Do this: Copy the lines of the data below exactly, starting at the first and stopping after the line that contains "import React from"; include no pictures.

··· Dataset content ···

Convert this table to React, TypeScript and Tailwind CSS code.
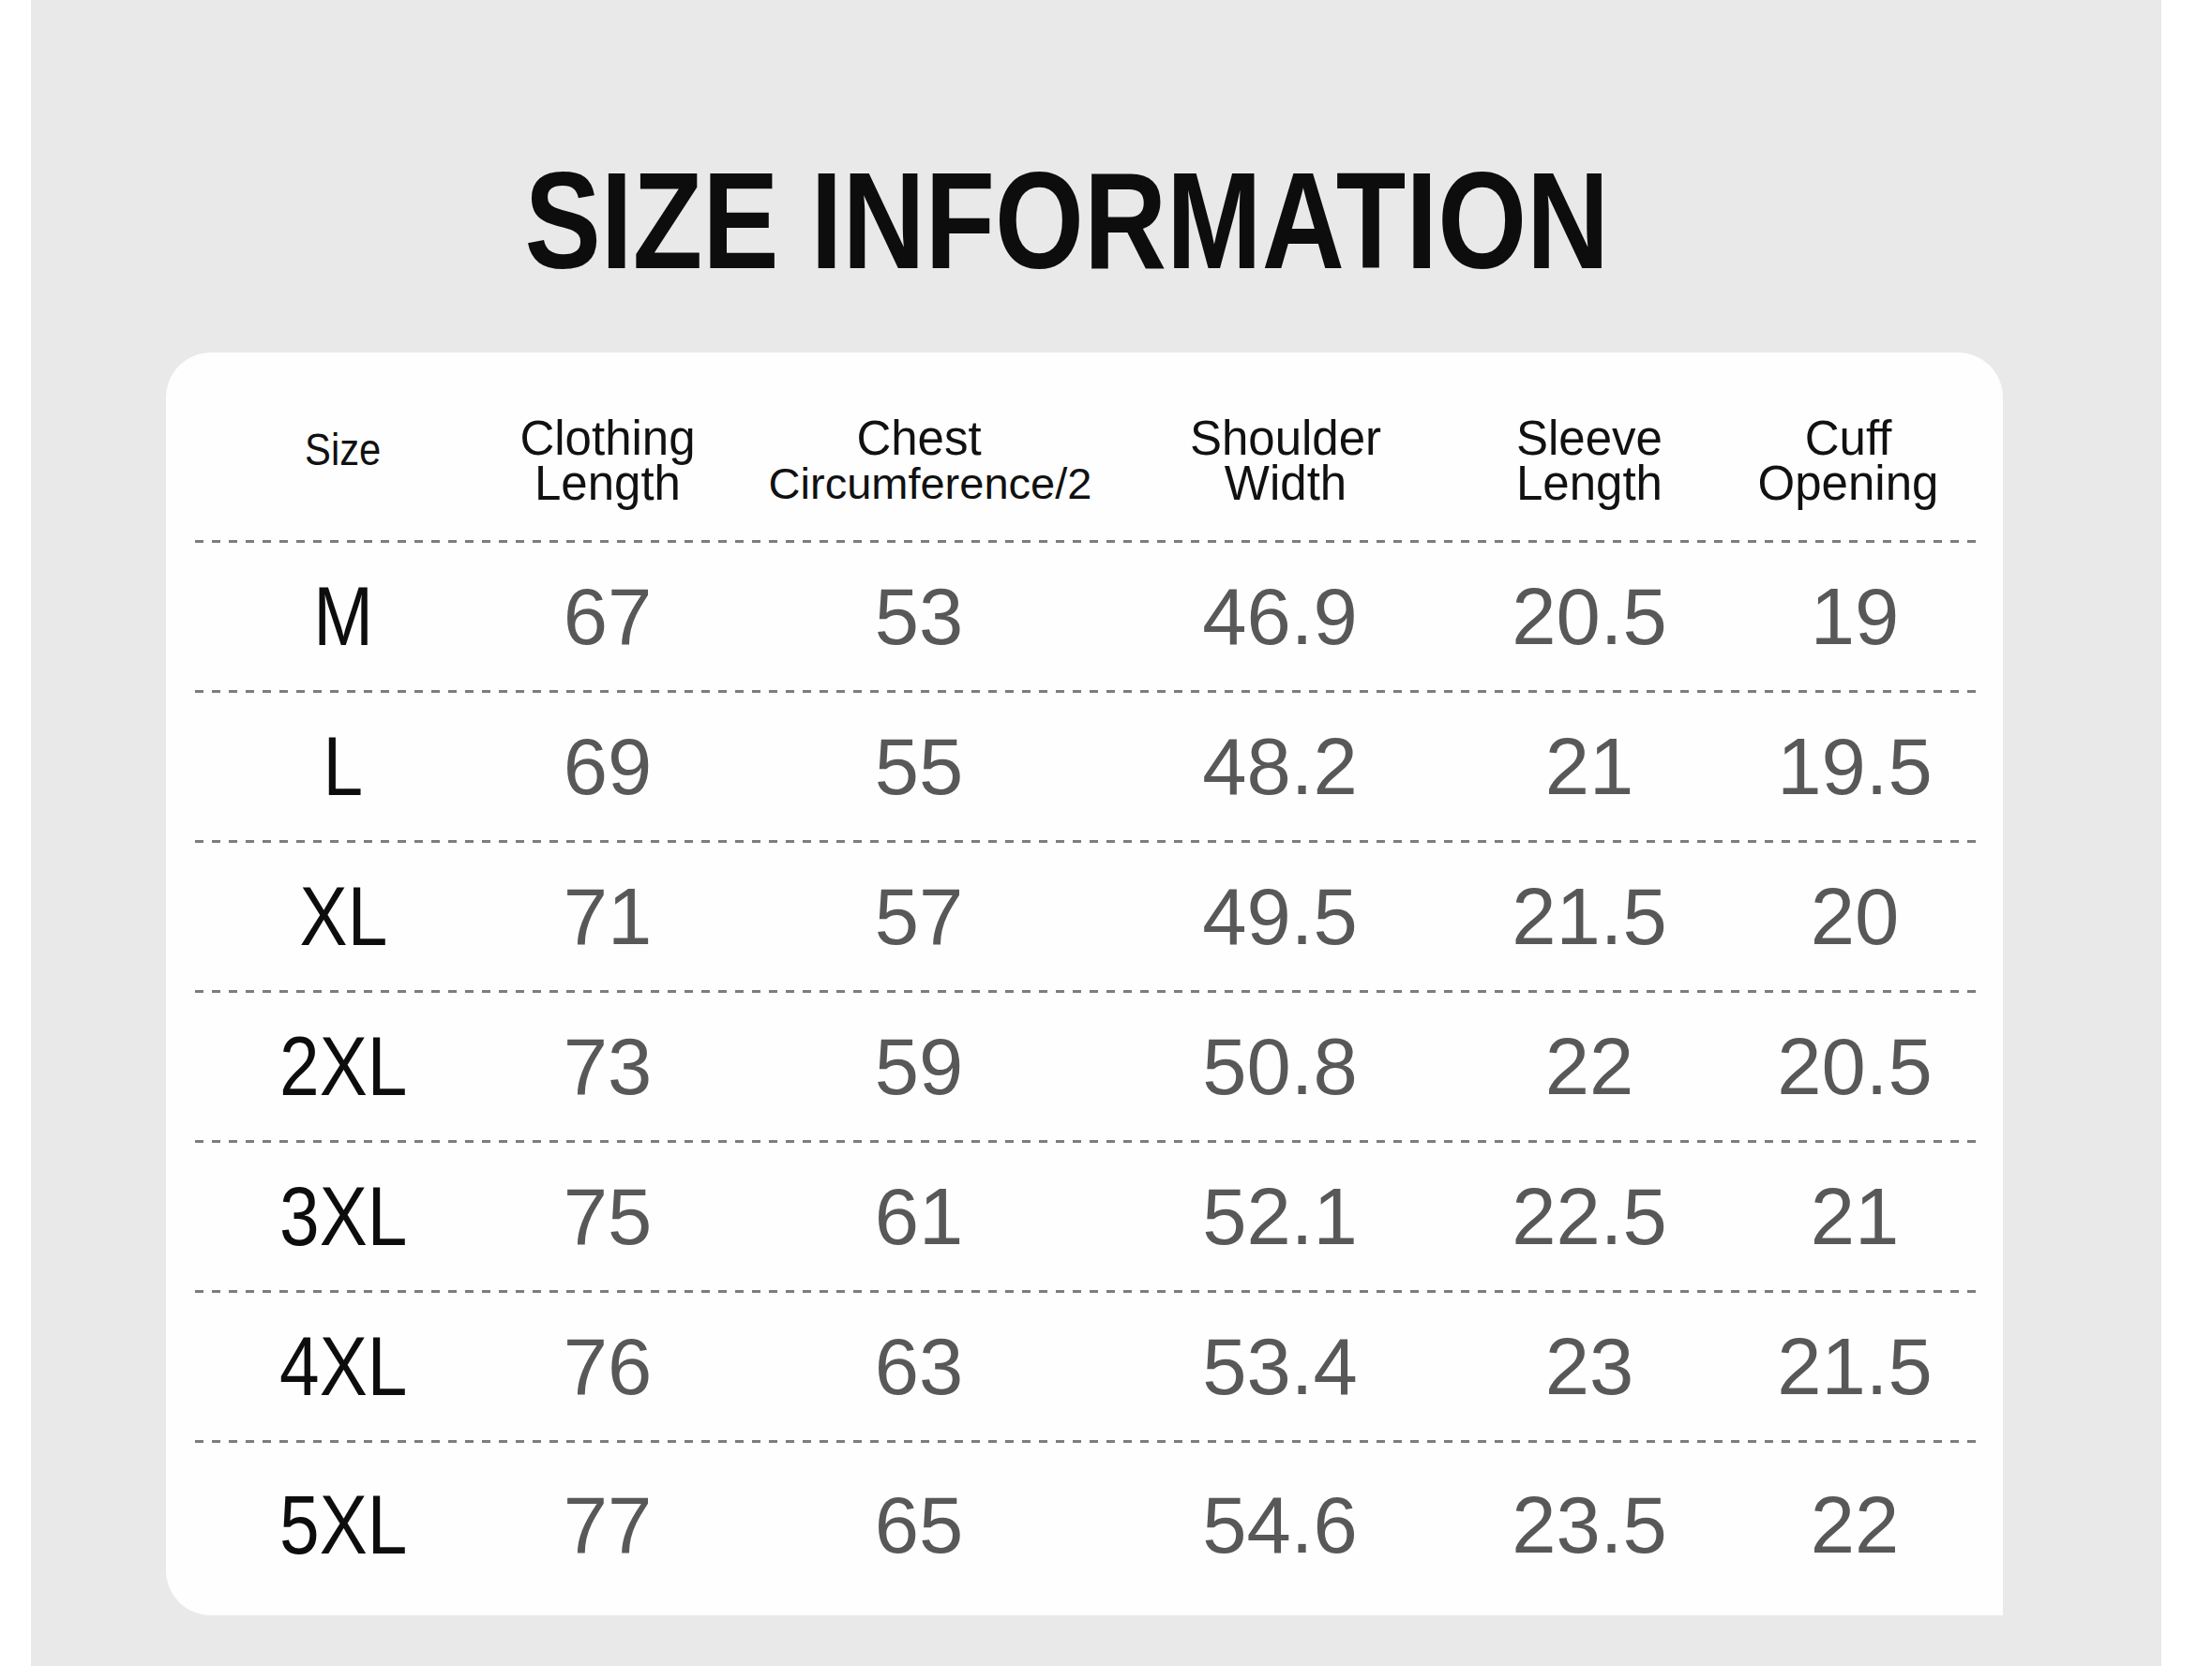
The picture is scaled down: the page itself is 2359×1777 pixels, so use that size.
import React from "react";

const rows: string[][] = [
  ["M", "67", "53", "46.9", "20.5", "19"],
  ["L", "69", "55", "48.2", "21", "19.5"],
  ["XL", "71", "57", "49.5", "21.5", "20"],
  ["2XL", "73", "59", "50.8", "22", "20.5"],
  ["3XL", "75", "61", "52.1", "22.5", "21"],
  ["4XL", "76", "63", "53.4", "23", "21.5"],
  ["5XL", "77", "65", "54.6", "23.5", "22"],
];

const grid = "grid grid-cols-[282px_282px_382px_388px_272px_294px] pl-[48px]";

function Dash() {
  return (
    <div className="ml-[31px] mr-[25px] h-[3px] bg-[repeating-linear-gradient(90deg,#7d7d7d_0px,#7d7d7d_9px,transparent_9px,transparent_18px)]" />
  );
}

function Head({ a, b, bClass, cls }: { a: string; b: string; bClass?: string; cls?: string }) {
  return (
    <div className={`flex flex-col items-center text-[51px] leading-[48px] text-[#111] whitespace-nowrap ${cls ?? ""}`}>
      <span>{a}</span>
      <span className={bClass ?? ""}>{b}</span>
    </div>
  );
}

export default function App() {
  return (
    <div className="w-[2359px] h-[1777px] bg-white font-['Liberation_Sans',Arial,sans-serif]">
      <div className="ml-[33px] w-[2272px] h-[1777px] bg-[#e9e9e9] flex flex-col pt-[162px]">
        <div className="flex justify-center pr-[62px]">
          <h1 className="inline-block scale-x-[0.83] font-bold text-[147px] leading-[147px] text-[#0d0d0d] whitespace-nowrap">
            SIZE INFORMATION
          </h1>
        </div>
        <div className="mt-[67px] ml-[144px] w-[1959px] bg-[#fefefe] rounded-tl-[48px] rounded-tr-[48px] rounded-bl-[48px] rounded-br-none pb-[9px]">
          <div className={`${grid} h-[200px] pt-[68px]`}>
            <div className="flex justify-center">
              <span className="inline-block scale-x-[0.87] mt-[12px] text-[48px] leading-[48px] text-[#111]">
                Size
              </span>
            </div>
            <Head a="Clothing" b="Length" />
            <Head a="Chest" b="Circumference/2" bClass="text-[47px] ml-[24px]" />
            <Head a="Shoulder" b="Width" cls="pl-[12px]" />
            <Head a="Sleeve" b="Length" />
            <Head a="Cuff" b="Opening" cls="pr-[14px]" />
          </div>
          {rows.map((r, i) => (
            <div key={r[0]}>
              <Dash />
              <div className={`${grid} items-center ${i === rows.length - 1 ? "h-[175px]" : "h-[157px]"}`}>
                <div className="flex justify-center">
                  <span className="inline-block scale-x-[0.86] text-[89px] leading-[89px] text-[#0d0d0d]">
                    {r[0]}
                  </span>
                </div>
                {r.slice(1).map((v, j) => (
                  <div key={j} className="flex justify-center">
                    <span className="text-[85px] leading-[85px] text-[#585858]">{v}</span>
                  </div>
                ))}
              </div>
            </div>
          ))}
        </div>
      </div>
    </div>
  );
}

···

Correct result:
Convert this table to React, TypeScript and Tailwind CSS code.
The picture is scaled down: the page itself is 2359×1777 pixels, so use that size.
import React from "react";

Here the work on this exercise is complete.